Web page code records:
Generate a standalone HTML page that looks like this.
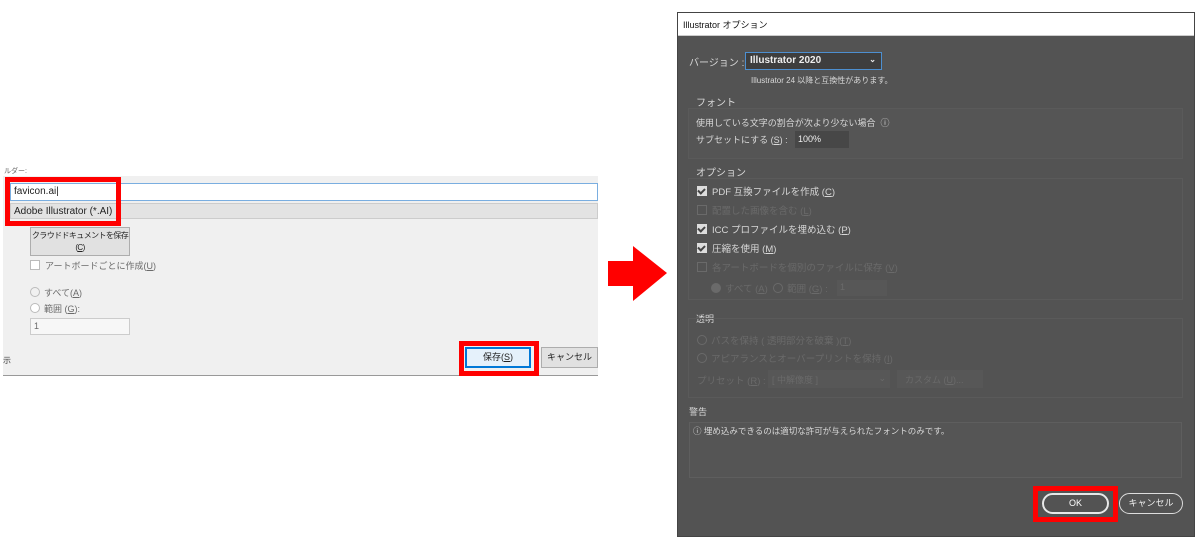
<!DOCTYPE html>
<html><head><meta charset="utf-8"><style>
*{margin:0;padding:0;box-sizing:border-box}
body{width:1200px;height:550px;background:#fff;position:relative;overflow:hidden;font-family:"Liberation Sans","Noto Sans CJK JP",sans-serif;font-size:10px;color:#222}
.a{position:absolute;white-space:nowrap}
.d{color:#d8d8d8}
.f{color:#6a6a6a}
.cb{display:inline-block;width:10px;height:10px;background:#ddd;vertical-align:-1px;margin-right:5px;position:relative}
.cb:after{content:"";position:absolute;left:2px;top:1px;width:3px;height:5px;border:solid #444;border-width:0 2px 2px 0;transform:rotate(45deg)}
.cbo{display:inline-block;width:10px;height:10px;border:1px solid #6a6a6a;vertical-align:-1px;margin-right:5px}
.ro{display:inline-block;width:10px;height:10px;border:1px solid #6a6a6a;border-radius:50%;vertical-align:-1px;margin-right:4px}
</style></head><body>
<!-- left panel -->
<div class="a" style="left:3px;top:176px;width:595px;height:200px;background:#f0f0f0;border-bottom:1px solid #999"></div>
<div class="a" style="left:4px;top:166px;font-size:7px;color:#666">ルダー:</div>
<div class="a" style="left:10px;top:183px;width:588px;height:18px;background:#fff;border:1px solid #7aaee0;padding:2px 3px;font-size:10px">favicon.ai|</div>
<div class="a" style="left:10px;top:203px;width:588px;height:16px;background:#e3e3e3;border:1px solid #ccc;padding:2px 3px;font-size:10px">Adobe Illustrator (*.AI)</div>
<div class="a" style="left:5px;top:177px;width:116px;height:49px;border:5px solid #f00"></div>
<div class="a" style="left:30px;top:227px;width:100px;height:29px;background:#e1e1e1;border:1px solid #adadad;text-align:center;font-size:8px;letter-spacing:-0.6px;line-height:12px;padding-top:2px">クラウドドキュメントを保存<br>(<u>C</u>)</div>
<div class="a f" style="left:30px;top:259px;font-size:9px"><span class="cbo" style="background:#fff;border-color:#bbb"></span>アートボードごとに作成(<u>U</u>)</div>
<div class="a f" style="left:30px;top:286px;font-size:9px"><span class="ro" style="border-color:#bbb"></span>すべて(<u>A</u>)</div>
<div class="a f" style="left:30px;top:302px;font-size:9px"><span class="ro" style="border-color:#bbb;background:#fff"></span>範囲 (<u>G</u>):</div>
<div class="a f" style="left:30px;top:318px;width:100px;height:17px;border:1px solid #ccc;background:#f7f7f7;padding:2px 3px;font-size:9px">1</div>
<div class="a" style="left:3px;top:355px;font-size:8px;color:#444">示</div>
<div class="a" style="left:459px;top:341px;width:80px;height:35px;border:5px solid #f00"></div>
<div class="a" style="left:465px;top:347px;width:66px;height:21px;background:#e5f1fb;border:2px solid #0078d7;text-align:center;font-size:9px;line-height:17px">保存(<u>S</u>)</div>
<div class="a" style="left:541px;top:347px;width:57px;height:21px;background:#e1e1e1;border:1px solid #adadad;text-align:center;font-size:9px;line-height:19px">キャンセル</div>
<!-- arrow -->
<svg class="a" style="left:600px;top:240px" width="75" height="70"><polygon points="8,21 33,21 33,6 67,33 33,61 33,46 8,46" fill="#f00"/></svg>
<!-- right dialog -->
<div class="a" style="left:677px;top:12px;width:518px;height:525px;background:#535353;border:1px solid #444"></div>
<div class="a" style="left:678px;top:13px;width:516px;height:23px;background:#fff;border-bottom:1px solid #ccc;padding:5px 5px;font-size:9px;color:#111">Illustrator オプション</div>
<div class="a d" style="left:689px;top:54px;font-size:10px">バージョン :</div>
<div class="a" style="left:745px;top:52px;width:137px;height:18px;background:#3e3e3e;border:1px solid #4d8fd0;color:#eee;font-size:10px;font-weight:bold;padding:2px 4px">Illustrator 2020<span style="position:absolute;right:5px;top:2px;font-size:8px">⌄</span></div>
<div class="a d" style="left:751px;top:75px;font-size:8px">Illustrator 24 以降と互換性があります。</div>
<div class="a d" style="left:696px;top:94px;font-size:10px">フォント</div>
<div class="a" style="left:688px;top:108px;width:495px;height:51px;border:1px solid #5a5a5a;background:#555"></div>
<div class="a d" style="left:696px;top:116px;font-size:9px">使用している文字の割合が次より少ない場合 &nbsp;ⓘ</div>
<div class="a d" style="left:696px;top:133px;font-size:9px">サブセットにする (<u>S</u>) :</div>
<div class="a" style="left:795px;top:131px;width:54px;height:17px;background:#474747;color:#eee;font-size:9px;padding:3px 3px">100%</div>
<div class="a d" style="left:696px;top:164px;font-size:10px">オプション</div>
<div class="a" style="left:688px;top:178px;width:495px;height:122px;border:1px solid #5a5a5a"></div>
<div class="a d" style="left:697px;top:184px;font-size:9.5px"><span class="cb"></span>PDF 互換ファイルを作成 (<u>C</u>)</div>
<div class="a f" style="left:697px;top:203px;font-size:9.5px"><span class="cbo"></span>配置した画像を含む (<u>L</u>)</div>
<div class="a d" style="left:697px;top:222px;font-size:9.5px"><span class="cb"></span>ICC プロファイルを埋め込む (<u>P</u>)</div>
<div class="a d" style="left:697px;top:241px;font-size:9.5px"><span class="cb"></span>圧縮を使用 (<u>M</u>)</div>
<div class="a f" style="left:697px;top:260px;font-size:9.5px"><span class="cbo"></span>各アートボードを個別のファイルに保存 (<u>V</u>)</div>
<div class="a f" style="left:711px;top:281px;font-size:9.5px"><span class="ro" style="background:#6a6a6a"></span>すべて (<u>A</u>) &nbsp;<span class="ro"></span>範囲 (<u>G</u>) :</div>
<div class="a f" style="left:837px;top:280px;width:50px;height:16px;background:#575757;padding:2px 3px;font-size:9px">1</div>
<div class="a d" style="left:696px;top:312px;font-size:9px">透明</div>
<div class="a" style="left:688px;top:318px;width:495px;height:80px;border:1px solid #5a5a5a"></div>
<div class="a f" style="left:697px;top:333px;font-size:9.5px"><span class="ro"></span>パスを保持 ( 透明部分を破棄 )(<u>T</u>)</div>
<div class="a f" style="left:697px;top:351px;font-size:9.5px"><span class="ro"></span>アピアランスとオーバープリントを保持 (<u>I</u>)</div>
<div class="a f" style="left:697px;top:373px;font-size:9.5px">プリセット (<u>R</u>) :</div>
<div class="a f" style="left:768px;top:370px;width:122px;height:18px;background:#575757;padding:3px 4px;font-size:9px">[ 中解像度 ]<span style="position:absolute;right:4px">⌄</span></div>
<div class="a f" style="left:897px;top:370px;width:86px;height:18px;background:#575757;padding:3px 8px;font-size:9px">カスタム (<u>U</u>)...</div>
<div class="a d" style="left:689px;top:405px;font-size:9px">警告</div>
<div class="a" style="left:689px;top:422px;width:493px;height:56px;border:1px solid #5e5e5e;background:#555"></div>
<div class="a d" style="left:693px;top:425px;font-size:8.5px">ⓘ 埋め込みできるのは適切な許可が与えられたフォントのみです。</div>
<div class="a" style="left:1033px;top:486px;width:85px;height:36px;border:5px solid #f00"></div>
<div class="a" style="left:1042px;top:493px;width:67px;height:21px;border:2px solid #e8e8e8;border-radius:11px;color:#fff;text-align:center;font-size:9px;line-height:17px">OK</div>
<div class="a" style="left:1119px;top:493px;width:64px;height:21px;border:1px solid #ddd;border-radius:11px;color:#eee;text-align:center;font-size:9px;line-height:19px">キャンセル</div>
</body></html>
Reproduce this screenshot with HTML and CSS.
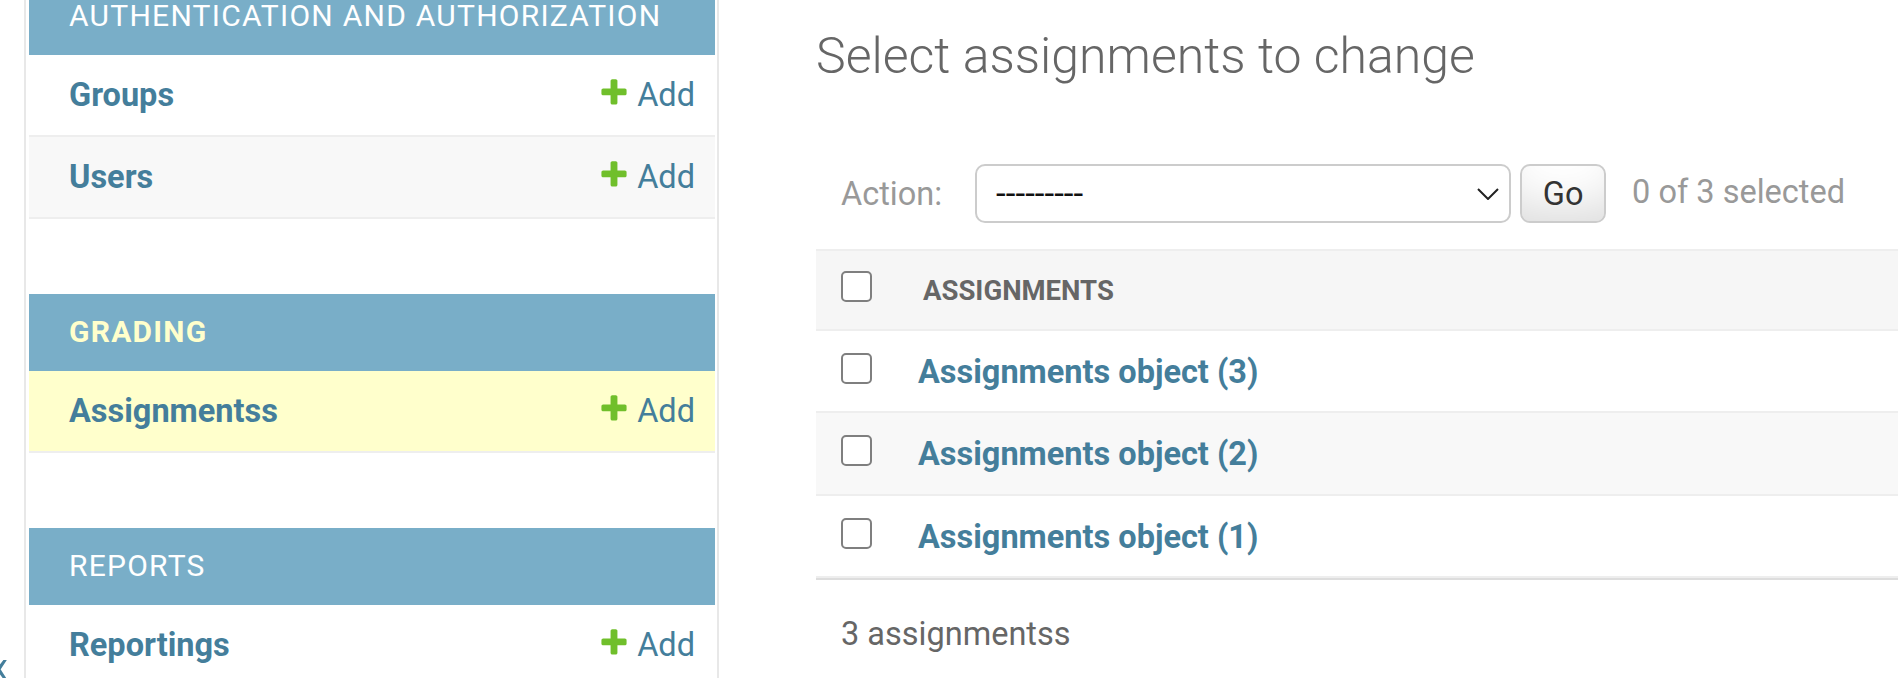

Written problem: Excluding the pictures, reproduce every entry exactly as given.

Output below:
Generate a standalone HTML page that looks like this.
<!DOCTYPE html>
<html><head><meta charset="utf-8"><style>
*{margin:0;padding:0;box-sizing:border-box}
body{width:1200px;height:550px;background:#fff;position:relative;overflow:hidden;font-family:"Liberation Sans","Noto Sans CJK JP",sans-serif;font-size:10px;color:#222}
.a{position:absolute;white-space:nowrap}
.d{color:#d8d8d8}
.f{color:#6a6a6a}
.cb{display:inline-block;width:10px;height:10px;background:#ddd;vertical-align:-1px;margin-right:5px;position:relative}
.cb:after{content:"";position:absolute;left:2px;top:1px;width:3px;height:5px;border:solid #444;border-width:0 2px 2px 0;transform:rotate(45deg)}
.cbo{display:inline-block;width:10px;height:10px;border:1px solid #6a6a6a;vertical-align:-1px;margin-right:5px}
.ro{display:inline-block;width:10px;height:10px;border:1px solid #6a6a6a;border-radius:50%;vertical-align:-1px;margin-right:4px}
</style></head><body>
<!-- left panel -->
<div class="a" style="left:3px;top:176px;width:595px;height:200px;background:#f0f0f0;border-bottom:1px solid #999"></div>
<div class="a" style="left:4px;top:166px;font-size:7px;color:#666">ルダー:</div>
<div class="a" style="left:10px;top:183px;width:588px;height:18px;background:#fff;border:1px solid #7aaee0;padding:2px 3px;font-size:10px">favicon.ai|</div>
<div class="a" style="left:10px;top:203px;width:588px;height:16px;background:#e3e3e3;border:1px solid #ccc;padding:2px 3px;font-size:10px">Adobe Illustrator (*.AI)</div>
<div class="a" style="left:5px;top:177px;width:116px;height:49px;border:5px solid #f00"></div>
<div class="a" style="left:30px;top:227px;width:100px;height:29px;background:#e1e1e1;border:1px solid #adadad;text-align:center;font-size:8px;letter-spacing:-0.6px;line-height:12px;padding-top:2px">クラウドドキュメントを保存<br>(<u>C</u>)</div>
<div class="a f" style="left:30px;top:259px;font-size:9px"><span class="cbo" style="background:#fff;border-color:#bbb"></span>アートボードごとに作成(<u>U</u>)</div>
<div class="a f" style="left:30px;top:286px;font-size:9px"><span class="ro" style="border-color:#bbb"></span>すべて(<u>A</u>)</div>
<div class="a f" style="left:30px;top:302px;font-size:9px"><span class="ro" style="border-color:#bbb;background:#fff"></span>範囲 (<u>G</u>):</div>
<div class="a f" style="left:30px;top:318px;width:100px;height:17px;border:1px solid #ccc;background:#f7f7f7;padding:2px 3px;font-size:9px">1</div>
<div class="a" style="left:3px;top:355px;font-size:8px;color:#444">示</div>
<div class="a" style="left:459px;top:341px;width:80px;height:35px;border:5px solid #f00"></div>
<div class="a" style="left:465px;top:347px;width:66px;height:21px;background:#e5f1fb;border:2px solid #0078d7;text-align:center;font-size:9px;line-height:17px">保存(<u>S</u>)</div>
<div class="a" style="left:541px;top:347px;width:57px;height:21px;background:#e1e1e1;border:1px solid #adadad;text-align:center;font-size:9px;line-height:19px">キャンセル</div>
<!-- arrow -->
<svg class="a" style="left:600px;top:240px" width="75" height="70"><polygon points="8,21 33,21 33,6 67,33 33,61 33,46 8,46" fill="#f00"/></svg>
<!-- right dialog -->
<div class="a" style="left:677px;top:12px;width:518px;height:525px;background:#535353;border:1px solid #444"></div>
<div class="a" style="left:678px;top:13px;width:516px;height:23px;background:#fff;border-bottom:1px solid #ccc;padding:5px 5px;font-size:9px;color:#111">Illustrator オプション</div>
<div class="a d" style="left:689px;top:54px;font-size:10px">バージョン :</div>
<div class="a" style="left:745px;top:52px;width:137px;height:18px;background:#3e3e3e;border:1px solid #4d8fd0;color:#eee;font-size:10px;font-weight:bold;padding:2px 4px">Illustrator 2020<span style="position:absolute;right:5px;top:2px;font-size:8px">⌄</span></div>
<div class="a d" style="left:751px;top:75px;font-size:8px">Illustrator 24 以降と互換性があります。</div>
<div class="a d" style="left:696px;top:94px;font-size:10px">フォント</div>
<div class="a" style="left:688px;top:108px;width:495px;height:51px;border:1px solid #5a5a5a;background:#555"></div>
<div class="a d" style="left:696px;top:116px;font-size:9px">使用している文字の割合が次より少ない場合 &nbsp;ⓘ</div>
<div class="a d" style="left:696px;top:133px;font-size:9px">サブセットにする (<u>S</u>) :</div>
<div class="a" style="left:795px;top:131px;width:54px;height:17px;background:#474747;color:#eee;font-size:9px;padding:3px 3px">100%</div>
<div class="a d" style="left:696px;top:164px;font-size:10px">オプション</div>
<div class="a" style="left:688px;top:178px;width:495px;height:122px;border:1px solid #5a5a5a"></div>
<div class="a d" style="left:697px;top:184px;font-size:9.5px"><span class="cb"></span>PDF 互換ファイルを作成 (<u>C</u>)</div>
<div class="a f" style="left:697px;top:203px;font-size:9.5px"><span class="cbo"></span>配置した画像を含む (<u>L</u>)</div>
<div class="a d" style="left:697px;top:222px;font-size:9.5px"><span class="cb"></span>ICC プロファイルを埋め込む (<u>P</u>)</div>
<div class="a d" style="left:697px;top:241px;font-size:9.5px"><span class="cb"></span>圧縮を使用 (<u>M</u>)</div>
<div class="a f" style="left:697px;top:260px;font-size:9.5px"><span class="cbo"></span>各アートボードを個別のファイルに保存 (<u>V</u>)</div>
<div class="a f" style="left:711px;top:281px;font-size:9.5px"><span class="ro" style="background:#6a6a6a"></span>すべて (<u>A</u>) &nbsp;<span class="ro"></span>範囲 (<u>G</u>) :</div>
<div class="a f" style="left:837px;top:280px;width:50px;height:16px;background:#575757;padding:2px 3px;font-size:9px">1</div>
<div class="a d" style="left:696px;top:312px;font-size:9px">透明</div>
<div class="a" style="left:688px;top:318px;width:495px;height:80px;border:1px solid #5a5a5a"></div>
<div class="a f" style="left:697px;top:333px;font-size:9.5px"><span class="ro"></span>パスを保持 ( 透明部分を破棄 )(<u>T</u>)</div>
<div class="a f" style="left:697px;top:351px;font-size:9.5px"><span class="ro"></span>アピアランスとオーバープリントを保持 (<u>I</u>)</div>
<div class="a f" style="left:697px;top:373px;font-size:9.5px">プリセット (<u>R</u>) :</div>
<div class="a f" style="left:768px;top:370px;width:122px;height:18px;background:#575757;padding:3px 4px;font-size:9px">[ 中解像度 ]<span style="position:absolute;right:4px">⌄</span></div>
<div class="a f" style="left:897px;top:370px;width:86px;height:18px;background:#575757;padding:3px 8px;font-size:9px">カスタム (<u>U</u>)...</div>
<div class="a d" style="left:689px;top:405px;font-size:9px">警告</div>
<div class="a" style="left:689px;top:422px;width:493px;height:56px;border:1px solid #5e5e5e;background:#555"></div>
<div class="a d" style="left:693px;top:425px;font-size:8.5px">ⓘ 埋め込みできるのは適切な許可が与えられたフォントのみです。</div>
<div class="a" style="left:1033px;top:486px;width:85px;height:36px;border:5px solid #f00"></div>
<div class="a" style="left:1042px;top:493px;width:67px;height:21px;border:2px solid #e8e8e8;border-radius:11px;color:#fff;text-align:center;font-size:9px;line-height:17px">OK</div>
<div class="a" style="left:1119px;top:493px;width:64px;height:21px;border:1px solid #ddd;border-radius:11px;color:#eee;text-align:center;font-size:9px;line-height:19px">キャンセル</div>
</body></html>
Reproduce this screenshot with HTML and CSS.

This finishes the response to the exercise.